Als "voll gelungen, pfiffig und hintersinnig", lobte er die Rede. Der CSU-Chef hatte sich zum Starkbieranstich geschleppt. Er sei zwar angeschlagen, sagte Seehofer, "aber zum Nockherberg würde ich selbst noch mit dem Bett herkommen". Nach dem Singspiel ("köstlich") zeigte er sich so gelöst wie selten, plauderte trotz Erkältung noch lange mit Schauspielern. Anfang Mai will sich der Regierungschef ja erklären, ob er weitermachen will. Für Mama Bavaria steht die Zukunft der CSU schon jetzt fest: Seehofer bleibe Ministerpräsident, "und zwar noch sehr, sehr lange". Das führte zwar nicht zu Jubelstürmen im Saal, aber immerhin zu bravem Beifall. Ähnlich bei Joachim Herrmann, den die Bavaria als Innenminister nach Berlin schickt und zum Parteichef macht. "Aber Joachim, du musst dich schon bewegen, das Amt fällt nicht auf dich drauf."

Einer, dem diese Aussichten vermutlich gar nicht behagen, bekam zwar reichlich Aufmerksamkeit, aber weit weniger tragende Rollen als in den Vorjahren: Finanzminister Markus Söder.

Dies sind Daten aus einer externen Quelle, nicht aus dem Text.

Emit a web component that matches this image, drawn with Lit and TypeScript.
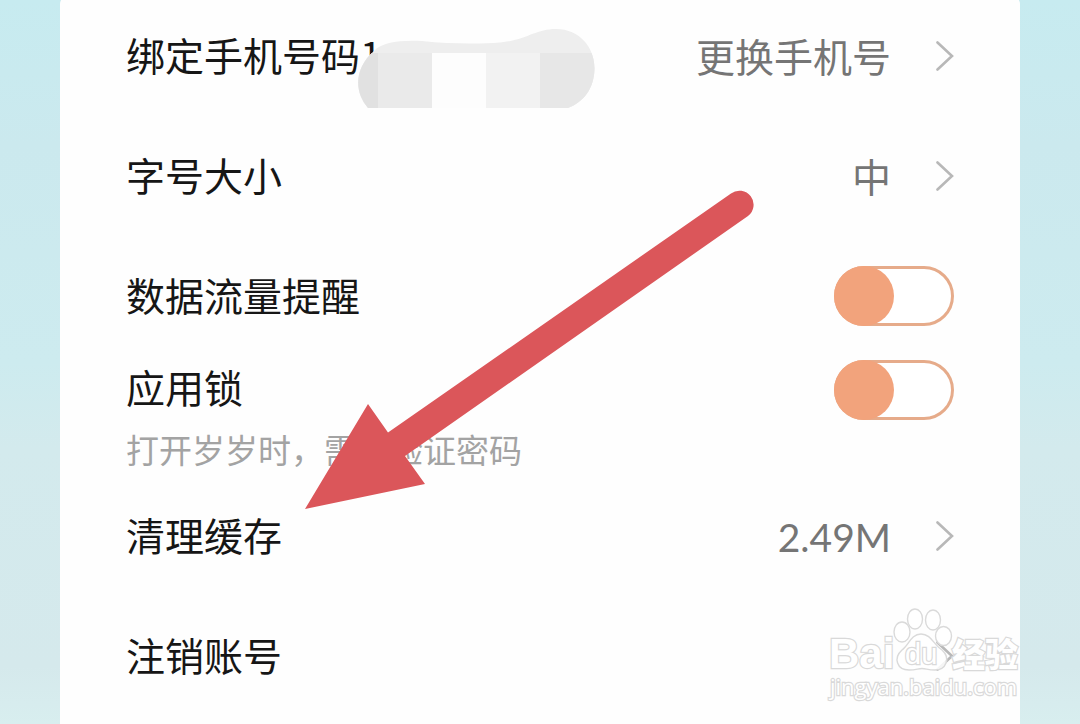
import { LitElement, html, svg, css, nothing } from "lit";
import { customElement, property } from "lit/decorators.js";

const chevron = html`<svg class="chevron" viewBox="0 0 18 30" width="18" height="30" aria-hidden="true">
  <path d="M1.5 1.5 L16 15 L1.5 28.5" fill="none" stroke="#b8b8b8" stroke-width="2.6" stroke-linecap="round" stroke-linejoin="miter" />
</svg>`;

@customElement("link-row")
class LinkRow extends LitElement {
  @property() label = "";
  @property() value = "";

  static styles = css`
    :host { display: block; }
    .row {
      display: flex;
      align-items: center;
      width: 100%;
      min-height: 120px;
      padding: 0 66px;
      border: 0;
      background: none;
      font: inherit;
      color: #161616;
      text-align: left;
      cursor: pointer;
    }
    .label { flex: 1; position: relative; line-height: 52px; padding-bottom: 4px; }
    .value { color: #757575; margin-right: 45px; padding-top: 2px; font-family: Lato, "Noto Sans CJK SC", sans-serif; }
    .chevron { display: block; flex: none; }
  `;

  render() {
    return html`<button class="row" type="button">
      <span class="label">${this.label}<slot></slot></span>
      ${this.value ? html`<span class="value">${this.value}</span>` : nothing}
      ${chevron}
    </button>`;
  }
}

@customElement("switch-row")
class SwitchRow extends LitElement {
  @property() label = "";
  @property() note = "";

  static styles = css`
    :host { display: block; }
    .row {
      display: flex;
      align-items: center;
      justify-content: space-between;
      box-sizing: border-box;
      min-height: 120px;
      padding: 0 66px;
      color: #161616;
    }
    .row.noted { align-items: flex-start; padding-top: 4px; }
    .label { display: block; line-height: 52px; padding-bottom: 4px; }
    .note { margin: 9px 0 0; font-size: 33px; line-height: 48px; color: #a3a3a3; }
    .switch {
      appearance: none;
      flex: none;
      box-sizing: border-box;
      display: flex;
      width: 120px;
      height: 60px;
      margin: 0;
      border: 3px solid #e6ab8a;
      border-radius: 30px;
      background: #fff;
      cursor: pointer;
    }
    .switch::before {
      content: "";
      width: 60px;
      height: 60px;
      margin: -3px;
      border-radius: 50%;
      background: #f2a37c;
    }
    .switch:checked { justify-content: flex-end; background: #fbe3d7; }
  `;

  render() {
    return html`<div class=${this.note ? "row noted" : "row"}>
      <div>
        <label class="label" for="toggle">${this.label}</label>
        ${this.note ? html`<p class="note" id="note">${this.note}</p>` : nothing}
      </div>
      <input class="switch" id="toggle" type="checkbox" role="switch" />
    </div>`;
  }
}

const toes = [
  [902, 632, 8, 10],
  [915, 619, 7.5, 10],
  [933, 620, 7.5, 10],
  [943.5, 636, 8, 9.5],
];

@customElement("app-root")
class AppRoot extends LitElement {
  static styles = css`
    :host {
      display: block;
      position: relative;
      box-sizing: border-box;
      height: 100vh;
      overflow: hidden;
      padding: 0 60px;
      background: linear-gradient(#c7ebf0, #cbe9ee 20%, #cdebef 50%, #d3eaed 62%, #d5e9ec 92%, #d8eeef);
      font: 39px/60px "Noto Sans CJK SC", sans-serif;
    }
    .card {
      min-height: calc(100vh + 20px);
      margin-top: -4px;
      background: #fefefe;
      border-radius: 8px;
    }
    .list { margin: 0; padding: 0; list-style: none; }
    .mosaic { position: absolute; left: 230px; top: 1px; overflow: visible; }
    .arrow { position: absolute; left: 300px; top: 185px; pointer-events: none; }
    .mark { position: absolute; right: 55px; bottom: 20px; pointer-events: none; }
    .outline { fill: #fff; fill-opacity: 0.85; stroke: #dadada; stroke-width: 1.4; }
    .lettering { fill: #fff; stroke: #d9d9d9; stroke-width: 2.4; paint-order: stroke; }
    .brand { font: bold 42px "Liberation Sans", sans-serif; }
    .du { font: 29px "Liberation Sans", sans-serif; }
    .han { font: 900 33px "Noto Sans CJK SC", sans-serif; }
    .site { font: 22px "Open Sans", sans-serif; }
  `;

  render() {
    return html`
      <main class="card">
        <ul class="list">
          <li>
            <link-row label="绑定手机号码1" value="更换手机号">
              <svg class="mosaic" width="240" height="80" viewBox="356 29 240 80" aria-hidden="true">
                <defs>
                  <clipPath id="blob">
                    <path d="M368 108 C354 92 354 68 374 51 C382 42 400 40 422 41 C450 44 480 44 500 42.500 C527 40 535 29 556 29 C580 29 594.500 48 594.500 68 C594.500 88 584 102 568 108 Z" />
                  </clipPath>
                </defs>
                <g clip-path="url(#blob)">
                  <rect x="356" y="29" width="240" height="80" fill="#eeeeee" />
                  <rect x="356" y="53" width="22" height="56" fill="#e1e1e1" />
                  <rect x="378" y="53" width="54" height="56" fill="#eaeaea" />
                  <rect x="432" y="53" width="54" height="56" fill="#fdfdfd" />
                  <rect x="486" y="53" width="54" height="56" fill="#f2f2f2" />
                  <rect x="540" y="53" width="56" height="56" fill="#e7e7e7" />
                </g>
              </svg>
            </link-row>
          </li>
          <li><link-row label="字号大小" value="中"></link-row></li>
          <li><switch-row label="数据流量提醒"></switch-row></li>
          <li><switch-row label="应用锁" note="打开岁岁时，需要验证密码"></switch-row></li>
          <li><link-row label="清理缓存" value="2.49M"></link-row></li>
          <li><link-row label="注销账号"></link-row></li>
        </ul>
      </main>
      <svg class="arrow" width="460" height="330" viewBox="300 185 460 330" aria-hidden="true">
        <path fill="#db565a" d="M305 509 L368 404 L388 432.500 L731 193.500 A14 14 0 0 1 748 216 L405 456 L425 484 Z" />
      </svg>
      <svg class="mark" width="200" height="100" viewBox="825 604 200 100">
        ${toes.map(([cx, cy, rx, ry]) => svg`<ellipse class="outline" cx=${cx} cy=${cy} rx=${rx} ry=${ry} />`)}
        <path class="outline" d="M921 634 C911 634 909 645 902 650 C893 658 897 670 909 670 C916 670 918 668.500 922 668.500 C926 668.500 928 670 935 670 C946 670 951 658 942 650 C934 645 931 634 921 634 Z" />
        <text class="lettering brand" x="829" y="668">Bai</text>
        <text class="lettering du" x="905" y="664">du</text>
        <text class="lettering han" x="952" y="667">经验</text>
        <text class="lettering site" x="830" y="695">jingyan.baidu.com</text>
      </svg>
    `;
  }
}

Abgehängt habe er seine Rivalin Ilse Aigner keineswegs, fand Kinseher. Die Wirtschaftsministerin habe halt Wichtigeres zu tun, als sich im internen Gerangel abzumühen. Söder lobte danach trotzdem Stück wie Schauspieler - und immerhin bleibe sein Double Stephan Zinner bei den Zuschauern ja immer am meisten in Erinnerung. Umjubelte Bühnenpremiere feierten SPD-Kanzlerkandidat Martin Schulz und Sahra Wagenknecht (Linke), auch Grünen-Fraktionschef Anton Hofreiter und der scheidende SPD-Landesvorsitzende Florian Pronold kamen im surrealen Singspiel groß raus. Der echte Pronold zeigte sich bestens gelaunt ("habe nie so viel gelacht"), obwohl er als reichlich naiv dargestellt wurde. Die große Show für die SPD fiel aber aus, da Schulz statt nach München zum Wahlkämpfen ins Saarland gefahren war.